▶ _What needs to be done_
Strip the pictures and reproduce the rest of the listing exactly.

▶ _Information supplied_
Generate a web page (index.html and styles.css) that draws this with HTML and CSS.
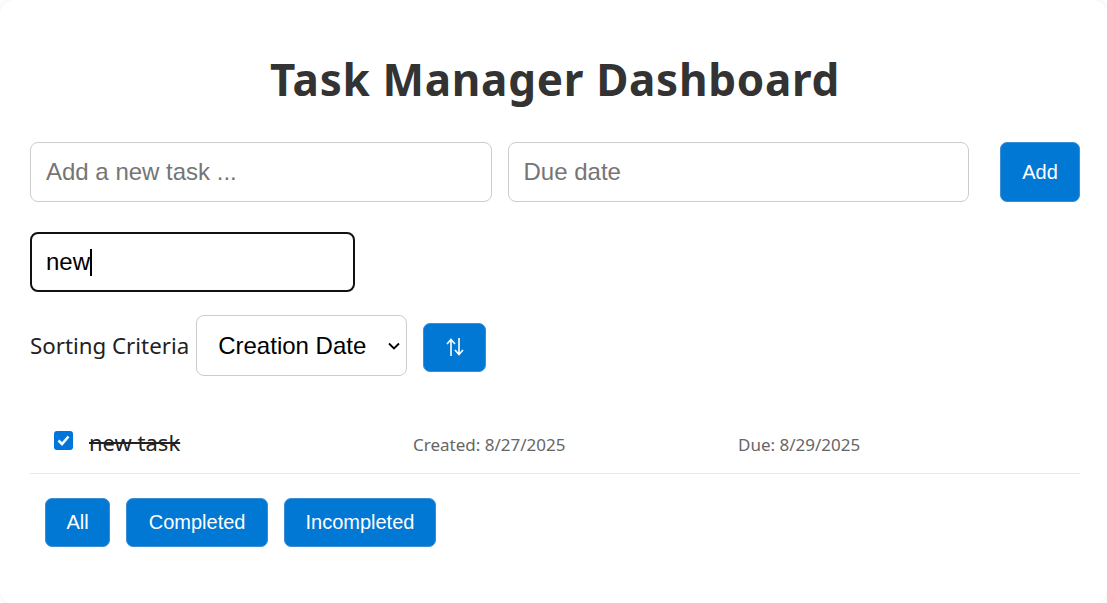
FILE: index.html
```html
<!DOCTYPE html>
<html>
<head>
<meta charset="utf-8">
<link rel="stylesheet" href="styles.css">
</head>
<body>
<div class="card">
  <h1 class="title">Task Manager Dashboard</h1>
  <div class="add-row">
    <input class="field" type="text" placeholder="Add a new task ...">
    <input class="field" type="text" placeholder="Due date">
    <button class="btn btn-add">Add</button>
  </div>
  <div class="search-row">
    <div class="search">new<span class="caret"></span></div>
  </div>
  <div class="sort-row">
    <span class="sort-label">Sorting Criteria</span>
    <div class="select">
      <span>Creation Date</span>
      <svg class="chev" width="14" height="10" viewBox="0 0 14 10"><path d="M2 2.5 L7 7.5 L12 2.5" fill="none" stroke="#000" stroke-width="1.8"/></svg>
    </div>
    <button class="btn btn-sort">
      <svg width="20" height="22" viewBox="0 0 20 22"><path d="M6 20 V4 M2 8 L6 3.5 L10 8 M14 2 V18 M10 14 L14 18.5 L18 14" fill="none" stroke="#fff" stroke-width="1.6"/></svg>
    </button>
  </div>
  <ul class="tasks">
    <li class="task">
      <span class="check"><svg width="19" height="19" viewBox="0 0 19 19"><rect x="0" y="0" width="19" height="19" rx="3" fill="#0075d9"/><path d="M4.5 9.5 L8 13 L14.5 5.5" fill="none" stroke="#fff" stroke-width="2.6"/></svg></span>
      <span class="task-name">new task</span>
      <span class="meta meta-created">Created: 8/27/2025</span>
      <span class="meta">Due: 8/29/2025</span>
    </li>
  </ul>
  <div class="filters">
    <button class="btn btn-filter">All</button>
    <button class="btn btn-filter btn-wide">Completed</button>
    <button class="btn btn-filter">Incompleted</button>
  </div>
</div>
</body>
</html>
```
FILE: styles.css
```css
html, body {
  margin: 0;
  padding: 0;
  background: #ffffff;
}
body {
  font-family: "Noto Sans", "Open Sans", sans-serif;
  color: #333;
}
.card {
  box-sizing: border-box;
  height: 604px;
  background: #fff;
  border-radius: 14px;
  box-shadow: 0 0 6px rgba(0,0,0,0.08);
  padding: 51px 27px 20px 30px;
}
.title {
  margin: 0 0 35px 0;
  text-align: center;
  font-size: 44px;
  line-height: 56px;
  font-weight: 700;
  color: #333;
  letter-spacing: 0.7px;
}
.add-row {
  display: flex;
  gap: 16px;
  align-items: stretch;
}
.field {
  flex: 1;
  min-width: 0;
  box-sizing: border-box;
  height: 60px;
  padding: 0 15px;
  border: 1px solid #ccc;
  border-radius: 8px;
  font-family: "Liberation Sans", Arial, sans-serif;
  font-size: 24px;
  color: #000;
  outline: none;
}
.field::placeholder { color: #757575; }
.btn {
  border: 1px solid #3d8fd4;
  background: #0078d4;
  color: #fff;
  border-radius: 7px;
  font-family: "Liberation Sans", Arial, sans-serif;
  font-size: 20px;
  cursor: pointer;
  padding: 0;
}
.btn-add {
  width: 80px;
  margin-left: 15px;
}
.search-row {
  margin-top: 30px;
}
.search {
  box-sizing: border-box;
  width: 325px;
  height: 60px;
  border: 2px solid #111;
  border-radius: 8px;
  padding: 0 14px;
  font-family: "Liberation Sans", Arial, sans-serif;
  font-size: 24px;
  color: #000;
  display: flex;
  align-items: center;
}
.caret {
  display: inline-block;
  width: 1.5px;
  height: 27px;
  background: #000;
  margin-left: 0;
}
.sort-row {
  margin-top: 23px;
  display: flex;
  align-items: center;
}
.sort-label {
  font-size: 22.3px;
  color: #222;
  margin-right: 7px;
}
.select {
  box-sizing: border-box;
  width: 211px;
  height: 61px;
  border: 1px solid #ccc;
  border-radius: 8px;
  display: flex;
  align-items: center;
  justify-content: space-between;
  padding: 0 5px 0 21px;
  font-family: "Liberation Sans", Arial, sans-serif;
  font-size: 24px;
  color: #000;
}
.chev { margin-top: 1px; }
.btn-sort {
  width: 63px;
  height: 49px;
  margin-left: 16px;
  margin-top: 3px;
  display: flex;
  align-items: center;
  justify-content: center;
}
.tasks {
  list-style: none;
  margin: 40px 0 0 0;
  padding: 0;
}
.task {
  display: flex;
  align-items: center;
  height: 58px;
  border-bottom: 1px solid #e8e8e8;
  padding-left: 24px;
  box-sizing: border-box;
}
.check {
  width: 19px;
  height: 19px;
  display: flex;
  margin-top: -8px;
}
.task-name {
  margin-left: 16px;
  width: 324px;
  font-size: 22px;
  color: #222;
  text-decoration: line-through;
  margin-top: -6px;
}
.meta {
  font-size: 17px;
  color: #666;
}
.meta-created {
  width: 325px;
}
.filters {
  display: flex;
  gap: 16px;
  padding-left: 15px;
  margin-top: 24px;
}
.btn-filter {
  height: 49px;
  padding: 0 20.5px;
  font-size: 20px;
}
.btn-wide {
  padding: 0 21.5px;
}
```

▶ _Written response_
Generate a web page (index.html and styles.css) that draws this with HTML and CSS.
FILE: index.html
```html
<!DOCTYPE html>
<html>
<head>
<meta charset="utf-8">
<link rel="stylesheet" href="styles.css">
</head>
<body>
<div class="card">
  <h1 class="title">Task Manager Dashboard</h1>
  <div class="add-row">
    <input class="field" type="text" placeholder="Add a new task ...">
    <input class="field" type="text" placeholder="Due date">
    <button class="btn btn-add">Add</button>
  </div>
  <div class="search-row">
    <div class="search">new<span class="caret"></span></div>
  </div>
  <div class="sort-row">
    <span class="sort-label">Sorting Criteria</span>
    <div class="select">
      <span>Creation Date</span>
      <svg class="chev" width="14" height="10" viewBox="0 0 14 10"><path d="M2 2.5 L7 7.5 L12 2.5" fill="none" stroke="#000" stroke-width="1.8"/></svg>
    </div>
    <button class="btn btn-sort">
      <svg width="20" height="22" viewBox="0 0 20 22"><path d="M6 20 V4 M2 8 L6 3.5 L10 8 M14 2 V18 M10 14 L14 18.5 L18 14" fill="none" stroke="#fff" stroke-width="1.6"/></svg>
    </button>
  </div>
  <ul class="tasks">
    <li class="task">
      <span class="check"><svg width="19" height="19" viewBox="0 0 19 19"><rect x="0" y="0" width="19" height="19" rx="3" fill="#0075d9"/><path d="M4.5 9.5 L8 13 L14.5 5.5" fill="none" stroke="#fff" stroke-width="2.6"/></svg></span>
      <span class="task-name">new task</span>
      <span class="meta meta-created">Created: 8/27/2025</span>
      <span class="meta">Due: 8/29/2025</span>
    </li>
  </ul>
  <div class="filters">
    <button class="btn btn-filter">All</button>
    <button class="btn btn-filter btn-wide">Completed</button>
    <button class="btn btn-filter">Incompleted</button>
  </div>
</div>
</body>
</html>
```
FILE: styles.css
```css
html, body {
  margin: 0;
  padding: 0;
  background: #ffffff;
}
body {
  font-family: "Noto Sans", "Open Sans", sans-serif;
  color: #333;
}
.card {
  box-sizing: border-box;
  height: 604px;
  background: #fff;
  border-radius: 14px;
  box-shadow: 0 0 6px rgba(0,0,0,0.08);
  padding: 51px 27px 20px 30px;
}
.title {
  margin: 0 0 35px 0;
  text-align: center;
  font-size: 44px;
  line-height: 56px;
  font-weight: 700;
  color: #333;
  letter-spacing: 0.7px;
}
.add-row {
  display: flex;
  gap: 16px;
  align-items: stretch;
}
.field {
  flex: 1;
  min-width: 0;
  box-sizing: border-box;
  height: 60px;
  padding: 0 15px;
  border: 1px solid #ccc;
  border-radius: 8px;
  font-family: "Liberation Sans", Arial, sans-serif;
  font-size: 24px;
  color: #000;
  outline: none;
}
.field::placeholder { color: #757575; }
.btn {
  border: 1px solid #3d8fd4;
  background: #0078d4;
  color: #fff;
  border-radius: 7px;
  font-family: "Liberation Sans", Arial, sans-serif;
  font-size: 20px;
  cursor: pointer;
  padding: 0;
}
.btn-add {
  width: 80px;
  margin-left: 15px;
}
.search-row {
  margin-top: 30px;
}
.search {
  box-sizing: border-box;
  width: 325px;
  height: 60px;
  border: 2px solid #111;
  border-radius: 8px;
  padding: 0 14px;
  font-family: "Liberation Sans", Arial, sans-serif;
  font-size: 24px;
  color: #000;
  display: flex;
  align-items: center;
}
.caret {
  display: inline-block;
  width: 1.5px;
  height: 27px;
  background: #000;
  margin-left: 0;
}
.sort-row {
  margin-top: 23px;
  display: flex;
  align-items: center;
}
.sort-label {
  font-size: 22.3px;
  color: #222;
  margin-right: 7px;
}
.select {
  box-sizing: border-box;
  width: 211px;
  height: 61px;
  border: 1px solid #ccc;
  border-radius: 8px;
  display: flex;
  align-items: center;
  justify-content: space-between;
  padding: 0 5px 0 21px;
  font-family: "Liberation Sans", Arial, sans-serif;
  font-size: 24px;
  color: #000;
}
.chev { margin-top: 1px; }
.btn-sort {
  width: 63px;
  height: 49px;
  margin-left: 16px;
  margin-top: 3px;
  display: flex;
  align-items: center;
  justify-content: center;
}
.tasks {
  list-style: none;
  margin: 40px 0 0 0;
  padding: 0;
}
.task {
  display: flex;
  align-items: center;
  height: 58px;
  border-bottom: 1px solid #e8e8e8;
  padding-left: 24px;
  box-sizing: border-box;
}
.check {
  width: 19px;
  height: 19px;
  display: flex;
  margin-top: -8px;
}
.task-name {
  margin-left: 16px;
  width: 324px;
  font-size: 22px;
  color: #222;
  text-decoration: line-through;
  margin-top: -6px;
}
.meta {
  font-size: 17px;
  color: #666;
}
.meta-created {
  width: 325px;
}
.filters {
  display: flex;
  gap: 16px;
  padding-left: 15px;
  margin-top: 24px;
}
.btn-filter {
  height: 49px;
  padding: 0 20.5px;
  font-size: 20px;
}
.btn-wide {
  padding: 0 21.5px;
}
```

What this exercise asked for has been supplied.